Exercise task: Only the lines from the start of the data to the line containing "number; d: string;", both included, should be output, exactly and without pictures.

* BEGIN Given data *

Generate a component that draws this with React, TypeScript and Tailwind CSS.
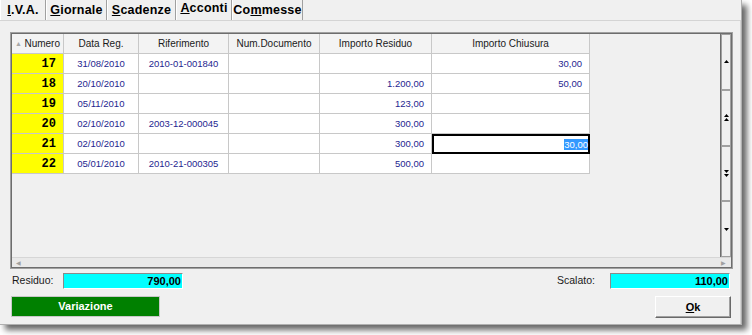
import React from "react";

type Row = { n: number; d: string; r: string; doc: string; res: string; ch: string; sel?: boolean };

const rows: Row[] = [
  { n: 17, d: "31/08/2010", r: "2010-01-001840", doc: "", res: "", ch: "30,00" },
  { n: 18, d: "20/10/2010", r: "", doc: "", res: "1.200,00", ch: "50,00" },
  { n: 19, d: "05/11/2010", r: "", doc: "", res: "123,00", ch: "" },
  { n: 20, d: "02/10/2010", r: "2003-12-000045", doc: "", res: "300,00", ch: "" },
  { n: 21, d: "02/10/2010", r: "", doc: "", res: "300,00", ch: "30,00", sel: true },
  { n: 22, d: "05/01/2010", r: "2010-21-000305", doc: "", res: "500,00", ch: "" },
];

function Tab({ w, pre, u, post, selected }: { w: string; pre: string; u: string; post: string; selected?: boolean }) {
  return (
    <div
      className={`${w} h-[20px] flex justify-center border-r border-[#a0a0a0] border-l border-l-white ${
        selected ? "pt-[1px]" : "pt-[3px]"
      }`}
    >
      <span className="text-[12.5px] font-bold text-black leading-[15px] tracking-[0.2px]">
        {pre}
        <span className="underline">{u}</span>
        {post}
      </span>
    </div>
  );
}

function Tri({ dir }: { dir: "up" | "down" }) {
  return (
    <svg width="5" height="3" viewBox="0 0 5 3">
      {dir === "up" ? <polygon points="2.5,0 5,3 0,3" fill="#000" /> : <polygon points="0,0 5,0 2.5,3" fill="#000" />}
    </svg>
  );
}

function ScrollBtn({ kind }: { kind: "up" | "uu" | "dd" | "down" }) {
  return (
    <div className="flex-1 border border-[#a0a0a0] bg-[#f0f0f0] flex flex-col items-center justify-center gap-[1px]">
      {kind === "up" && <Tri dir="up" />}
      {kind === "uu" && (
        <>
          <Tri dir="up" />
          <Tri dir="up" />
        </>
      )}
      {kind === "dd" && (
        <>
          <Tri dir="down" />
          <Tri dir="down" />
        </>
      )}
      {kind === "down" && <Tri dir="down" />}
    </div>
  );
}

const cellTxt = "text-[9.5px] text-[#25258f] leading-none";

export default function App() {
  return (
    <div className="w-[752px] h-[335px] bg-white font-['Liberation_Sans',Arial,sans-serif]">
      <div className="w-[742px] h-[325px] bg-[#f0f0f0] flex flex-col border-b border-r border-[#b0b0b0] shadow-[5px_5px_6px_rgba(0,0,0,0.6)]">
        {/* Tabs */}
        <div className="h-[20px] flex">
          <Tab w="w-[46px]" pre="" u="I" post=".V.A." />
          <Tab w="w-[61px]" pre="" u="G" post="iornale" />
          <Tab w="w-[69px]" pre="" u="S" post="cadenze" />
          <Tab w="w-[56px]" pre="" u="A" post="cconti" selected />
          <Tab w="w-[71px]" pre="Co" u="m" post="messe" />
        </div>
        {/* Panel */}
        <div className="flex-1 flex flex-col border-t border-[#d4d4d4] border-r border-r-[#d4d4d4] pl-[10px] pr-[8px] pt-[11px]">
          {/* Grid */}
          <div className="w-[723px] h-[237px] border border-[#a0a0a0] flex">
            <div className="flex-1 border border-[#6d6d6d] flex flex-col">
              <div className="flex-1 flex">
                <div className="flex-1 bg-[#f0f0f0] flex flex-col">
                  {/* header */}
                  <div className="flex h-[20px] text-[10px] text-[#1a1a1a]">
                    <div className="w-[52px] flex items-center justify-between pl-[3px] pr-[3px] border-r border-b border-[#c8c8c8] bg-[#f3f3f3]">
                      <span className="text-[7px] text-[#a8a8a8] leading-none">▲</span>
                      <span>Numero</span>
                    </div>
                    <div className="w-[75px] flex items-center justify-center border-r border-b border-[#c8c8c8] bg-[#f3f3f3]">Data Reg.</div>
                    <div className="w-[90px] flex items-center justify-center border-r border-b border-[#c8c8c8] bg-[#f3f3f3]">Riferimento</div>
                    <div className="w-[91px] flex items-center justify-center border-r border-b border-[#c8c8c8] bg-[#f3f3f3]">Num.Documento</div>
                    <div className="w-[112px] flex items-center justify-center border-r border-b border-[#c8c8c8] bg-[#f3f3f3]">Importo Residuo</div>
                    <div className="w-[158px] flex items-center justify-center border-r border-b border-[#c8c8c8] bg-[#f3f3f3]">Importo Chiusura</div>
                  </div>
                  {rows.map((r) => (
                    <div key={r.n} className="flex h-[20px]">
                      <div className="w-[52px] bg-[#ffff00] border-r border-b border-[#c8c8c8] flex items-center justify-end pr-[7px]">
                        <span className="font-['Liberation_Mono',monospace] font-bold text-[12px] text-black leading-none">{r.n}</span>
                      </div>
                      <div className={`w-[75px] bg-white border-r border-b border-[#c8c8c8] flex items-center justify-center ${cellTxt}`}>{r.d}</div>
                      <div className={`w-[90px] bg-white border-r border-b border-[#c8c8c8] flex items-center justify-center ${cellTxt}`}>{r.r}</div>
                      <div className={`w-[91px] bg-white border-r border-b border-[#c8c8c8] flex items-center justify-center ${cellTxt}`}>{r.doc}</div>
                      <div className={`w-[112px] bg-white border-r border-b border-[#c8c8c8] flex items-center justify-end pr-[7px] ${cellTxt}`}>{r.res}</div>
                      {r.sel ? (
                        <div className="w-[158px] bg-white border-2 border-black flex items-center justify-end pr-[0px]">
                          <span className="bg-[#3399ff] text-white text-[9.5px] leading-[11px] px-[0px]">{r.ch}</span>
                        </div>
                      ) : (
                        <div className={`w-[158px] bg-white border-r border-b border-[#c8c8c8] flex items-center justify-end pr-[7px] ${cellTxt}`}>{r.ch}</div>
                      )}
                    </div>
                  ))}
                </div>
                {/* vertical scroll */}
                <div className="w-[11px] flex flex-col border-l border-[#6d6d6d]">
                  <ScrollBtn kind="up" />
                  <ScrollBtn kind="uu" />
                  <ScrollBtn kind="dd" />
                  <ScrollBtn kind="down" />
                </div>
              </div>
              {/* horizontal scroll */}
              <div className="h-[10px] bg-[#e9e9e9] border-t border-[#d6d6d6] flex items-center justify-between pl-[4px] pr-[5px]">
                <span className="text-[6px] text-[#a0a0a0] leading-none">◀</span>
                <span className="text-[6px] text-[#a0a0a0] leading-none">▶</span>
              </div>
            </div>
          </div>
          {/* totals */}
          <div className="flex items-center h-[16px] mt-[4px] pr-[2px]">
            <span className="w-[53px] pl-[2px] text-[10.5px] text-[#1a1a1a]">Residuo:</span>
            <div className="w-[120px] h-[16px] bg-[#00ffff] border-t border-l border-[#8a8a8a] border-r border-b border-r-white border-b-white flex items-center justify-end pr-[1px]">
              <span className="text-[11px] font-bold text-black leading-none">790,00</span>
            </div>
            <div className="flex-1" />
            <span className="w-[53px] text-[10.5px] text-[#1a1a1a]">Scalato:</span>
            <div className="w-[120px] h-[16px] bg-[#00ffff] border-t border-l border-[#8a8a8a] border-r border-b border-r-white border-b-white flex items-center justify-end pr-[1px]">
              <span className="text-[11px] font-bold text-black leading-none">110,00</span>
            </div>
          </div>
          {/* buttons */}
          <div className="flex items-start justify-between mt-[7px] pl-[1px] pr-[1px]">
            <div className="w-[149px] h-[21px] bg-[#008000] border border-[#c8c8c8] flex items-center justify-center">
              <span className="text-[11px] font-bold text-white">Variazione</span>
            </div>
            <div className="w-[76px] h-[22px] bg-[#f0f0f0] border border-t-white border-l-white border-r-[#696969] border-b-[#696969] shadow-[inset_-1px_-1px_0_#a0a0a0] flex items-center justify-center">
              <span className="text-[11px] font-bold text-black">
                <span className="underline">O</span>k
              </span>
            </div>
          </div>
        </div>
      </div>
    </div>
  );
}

* END Given data *

Exercise response:
Generate a component that draws this with React, TypeScript and Tailwind CSS.
import React from "react";

type Row = { n: number; d: string; r: string; doc: string; res: string; ch: string; sel?: boolean };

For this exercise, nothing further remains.